• _Exercise_
Identify the lines containing the word "components". Copy each one.

• _Source excerpt_
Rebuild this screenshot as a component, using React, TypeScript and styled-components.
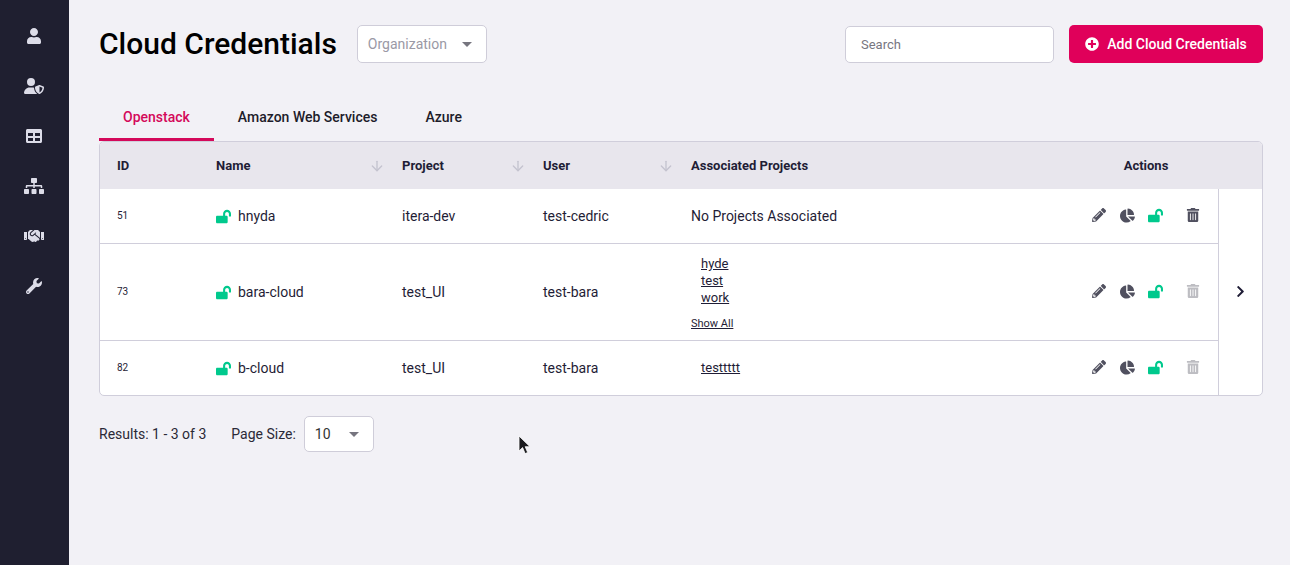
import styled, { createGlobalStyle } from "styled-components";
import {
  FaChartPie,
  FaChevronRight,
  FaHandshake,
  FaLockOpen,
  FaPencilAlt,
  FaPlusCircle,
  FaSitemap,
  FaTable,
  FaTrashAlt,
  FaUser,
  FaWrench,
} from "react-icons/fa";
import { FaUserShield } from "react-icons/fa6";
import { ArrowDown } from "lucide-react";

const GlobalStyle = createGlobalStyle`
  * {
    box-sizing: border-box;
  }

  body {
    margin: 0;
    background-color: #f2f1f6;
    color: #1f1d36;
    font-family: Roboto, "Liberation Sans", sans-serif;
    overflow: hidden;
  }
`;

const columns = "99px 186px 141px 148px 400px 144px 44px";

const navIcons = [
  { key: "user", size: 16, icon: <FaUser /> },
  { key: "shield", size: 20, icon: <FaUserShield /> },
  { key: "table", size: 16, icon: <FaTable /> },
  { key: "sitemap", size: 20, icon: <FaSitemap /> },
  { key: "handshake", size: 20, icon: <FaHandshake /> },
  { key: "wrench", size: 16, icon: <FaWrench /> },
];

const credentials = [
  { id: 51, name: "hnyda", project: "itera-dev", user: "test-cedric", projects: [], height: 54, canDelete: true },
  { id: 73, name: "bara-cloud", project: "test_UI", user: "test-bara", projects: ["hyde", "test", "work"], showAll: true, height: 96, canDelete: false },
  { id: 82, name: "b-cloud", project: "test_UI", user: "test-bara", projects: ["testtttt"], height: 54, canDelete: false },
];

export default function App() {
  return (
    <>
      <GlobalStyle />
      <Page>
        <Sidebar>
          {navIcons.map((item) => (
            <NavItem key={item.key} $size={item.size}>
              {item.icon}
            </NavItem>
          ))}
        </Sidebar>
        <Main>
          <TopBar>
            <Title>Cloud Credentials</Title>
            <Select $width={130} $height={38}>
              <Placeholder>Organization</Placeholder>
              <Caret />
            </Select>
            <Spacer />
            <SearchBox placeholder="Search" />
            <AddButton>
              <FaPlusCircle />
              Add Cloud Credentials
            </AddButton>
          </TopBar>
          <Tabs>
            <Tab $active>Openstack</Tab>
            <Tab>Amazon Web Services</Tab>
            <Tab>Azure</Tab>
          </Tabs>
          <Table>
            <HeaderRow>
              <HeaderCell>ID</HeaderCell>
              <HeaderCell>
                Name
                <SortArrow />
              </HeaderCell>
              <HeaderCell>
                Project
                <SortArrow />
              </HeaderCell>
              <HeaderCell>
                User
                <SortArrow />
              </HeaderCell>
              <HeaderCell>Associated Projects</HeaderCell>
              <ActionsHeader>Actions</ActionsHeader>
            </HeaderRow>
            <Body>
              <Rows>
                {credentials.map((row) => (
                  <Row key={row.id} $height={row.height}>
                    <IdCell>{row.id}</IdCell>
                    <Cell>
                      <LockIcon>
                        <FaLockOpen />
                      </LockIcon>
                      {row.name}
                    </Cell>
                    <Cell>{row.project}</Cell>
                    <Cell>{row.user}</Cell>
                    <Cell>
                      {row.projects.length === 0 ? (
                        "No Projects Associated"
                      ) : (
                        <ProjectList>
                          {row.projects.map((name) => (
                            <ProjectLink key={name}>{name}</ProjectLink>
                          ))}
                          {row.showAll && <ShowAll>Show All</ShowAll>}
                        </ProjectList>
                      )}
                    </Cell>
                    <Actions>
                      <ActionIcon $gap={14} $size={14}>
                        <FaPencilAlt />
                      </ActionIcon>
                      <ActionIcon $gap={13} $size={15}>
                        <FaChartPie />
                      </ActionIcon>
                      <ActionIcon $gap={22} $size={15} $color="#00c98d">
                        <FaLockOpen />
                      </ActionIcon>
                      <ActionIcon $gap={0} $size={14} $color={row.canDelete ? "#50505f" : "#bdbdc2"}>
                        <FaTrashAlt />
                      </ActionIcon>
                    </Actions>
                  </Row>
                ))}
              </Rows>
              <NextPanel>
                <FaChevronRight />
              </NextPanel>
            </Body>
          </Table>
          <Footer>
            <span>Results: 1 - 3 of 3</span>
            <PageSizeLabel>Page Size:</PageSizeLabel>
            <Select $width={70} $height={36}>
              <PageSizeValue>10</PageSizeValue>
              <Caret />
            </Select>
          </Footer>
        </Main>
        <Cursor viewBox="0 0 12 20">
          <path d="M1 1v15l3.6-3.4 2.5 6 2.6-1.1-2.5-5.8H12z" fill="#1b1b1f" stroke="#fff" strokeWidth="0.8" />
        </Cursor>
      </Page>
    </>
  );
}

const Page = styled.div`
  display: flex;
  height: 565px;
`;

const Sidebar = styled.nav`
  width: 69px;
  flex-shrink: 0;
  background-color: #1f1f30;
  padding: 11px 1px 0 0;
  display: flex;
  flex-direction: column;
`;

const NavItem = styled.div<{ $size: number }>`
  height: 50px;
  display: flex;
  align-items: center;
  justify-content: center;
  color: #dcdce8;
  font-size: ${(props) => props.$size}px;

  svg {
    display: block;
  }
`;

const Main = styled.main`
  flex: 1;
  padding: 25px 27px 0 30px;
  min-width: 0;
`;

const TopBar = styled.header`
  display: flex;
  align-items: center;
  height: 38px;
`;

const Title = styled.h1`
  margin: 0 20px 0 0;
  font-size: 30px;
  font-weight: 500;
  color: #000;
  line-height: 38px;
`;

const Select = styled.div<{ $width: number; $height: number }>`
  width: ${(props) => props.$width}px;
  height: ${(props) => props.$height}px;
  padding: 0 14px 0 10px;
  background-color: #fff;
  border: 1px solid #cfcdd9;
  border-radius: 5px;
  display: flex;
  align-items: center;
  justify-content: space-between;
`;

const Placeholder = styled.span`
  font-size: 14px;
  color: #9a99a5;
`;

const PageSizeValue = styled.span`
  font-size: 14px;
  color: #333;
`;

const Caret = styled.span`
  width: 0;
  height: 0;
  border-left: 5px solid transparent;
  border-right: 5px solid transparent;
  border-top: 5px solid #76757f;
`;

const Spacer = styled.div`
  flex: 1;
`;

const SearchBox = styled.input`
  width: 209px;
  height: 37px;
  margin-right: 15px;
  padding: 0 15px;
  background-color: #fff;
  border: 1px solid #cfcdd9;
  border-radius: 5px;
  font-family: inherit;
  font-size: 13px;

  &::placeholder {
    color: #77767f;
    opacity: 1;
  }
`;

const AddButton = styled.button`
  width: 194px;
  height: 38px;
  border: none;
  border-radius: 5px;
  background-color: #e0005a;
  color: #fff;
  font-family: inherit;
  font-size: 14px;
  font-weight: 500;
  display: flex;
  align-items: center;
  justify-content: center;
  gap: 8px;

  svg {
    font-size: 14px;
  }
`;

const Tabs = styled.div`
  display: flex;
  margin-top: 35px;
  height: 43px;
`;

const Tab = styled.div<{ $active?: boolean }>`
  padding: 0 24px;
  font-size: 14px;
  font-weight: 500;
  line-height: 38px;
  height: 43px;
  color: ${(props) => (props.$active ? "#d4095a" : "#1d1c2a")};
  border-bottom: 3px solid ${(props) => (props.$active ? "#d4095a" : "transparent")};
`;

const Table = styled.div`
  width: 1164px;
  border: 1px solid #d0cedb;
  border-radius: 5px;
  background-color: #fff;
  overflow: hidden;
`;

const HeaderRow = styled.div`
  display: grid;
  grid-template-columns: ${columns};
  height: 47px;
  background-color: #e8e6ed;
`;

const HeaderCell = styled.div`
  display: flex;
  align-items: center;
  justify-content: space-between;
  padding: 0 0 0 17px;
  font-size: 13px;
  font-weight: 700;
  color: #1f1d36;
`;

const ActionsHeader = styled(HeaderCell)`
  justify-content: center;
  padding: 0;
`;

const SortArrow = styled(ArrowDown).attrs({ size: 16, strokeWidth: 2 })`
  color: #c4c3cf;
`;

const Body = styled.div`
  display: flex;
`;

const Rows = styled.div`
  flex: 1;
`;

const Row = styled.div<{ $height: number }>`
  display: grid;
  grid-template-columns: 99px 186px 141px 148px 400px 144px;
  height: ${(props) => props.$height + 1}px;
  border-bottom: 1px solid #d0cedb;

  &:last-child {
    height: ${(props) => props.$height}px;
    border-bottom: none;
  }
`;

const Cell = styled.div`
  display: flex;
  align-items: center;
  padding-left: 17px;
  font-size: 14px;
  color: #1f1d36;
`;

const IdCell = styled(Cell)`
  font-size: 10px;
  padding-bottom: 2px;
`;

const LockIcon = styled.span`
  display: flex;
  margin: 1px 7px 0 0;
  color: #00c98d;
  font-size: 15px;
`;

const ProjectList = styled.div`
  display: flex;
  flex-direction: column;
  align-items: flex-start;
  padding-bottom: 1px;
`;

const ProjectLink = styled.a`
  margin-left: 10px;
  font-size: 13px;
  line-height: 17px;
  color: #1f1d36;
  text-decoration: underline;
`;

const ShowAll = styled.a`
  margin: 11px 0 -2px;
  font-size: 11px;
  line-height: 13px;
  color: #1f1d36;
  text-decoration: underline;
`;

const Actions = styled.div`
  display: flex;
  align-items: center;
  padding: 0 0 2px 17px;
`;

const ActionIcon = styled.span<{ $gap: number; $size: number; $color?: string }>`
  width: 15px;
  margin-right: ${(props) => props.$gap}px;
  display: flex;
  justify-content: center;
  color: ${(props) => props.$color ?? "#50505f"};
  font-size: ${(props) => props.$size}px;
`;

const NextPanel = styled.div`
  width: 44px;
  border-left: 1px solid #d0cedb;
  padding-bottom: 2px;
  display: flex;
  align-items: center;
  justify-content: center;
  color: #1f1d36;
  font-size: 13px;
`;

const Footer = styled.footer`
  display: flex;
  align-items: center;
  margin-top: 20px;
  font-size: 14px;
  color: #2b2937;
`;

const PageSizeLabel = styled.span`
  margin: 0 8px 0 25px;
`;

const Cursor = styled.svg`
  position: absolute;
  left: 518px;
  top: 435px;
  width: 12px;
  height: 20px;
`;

• _Task answer_
Rebuild this screenshot as a component, using React, TypeScript and styled-components.
import styled, { createGlobalStyle } from "styled-components";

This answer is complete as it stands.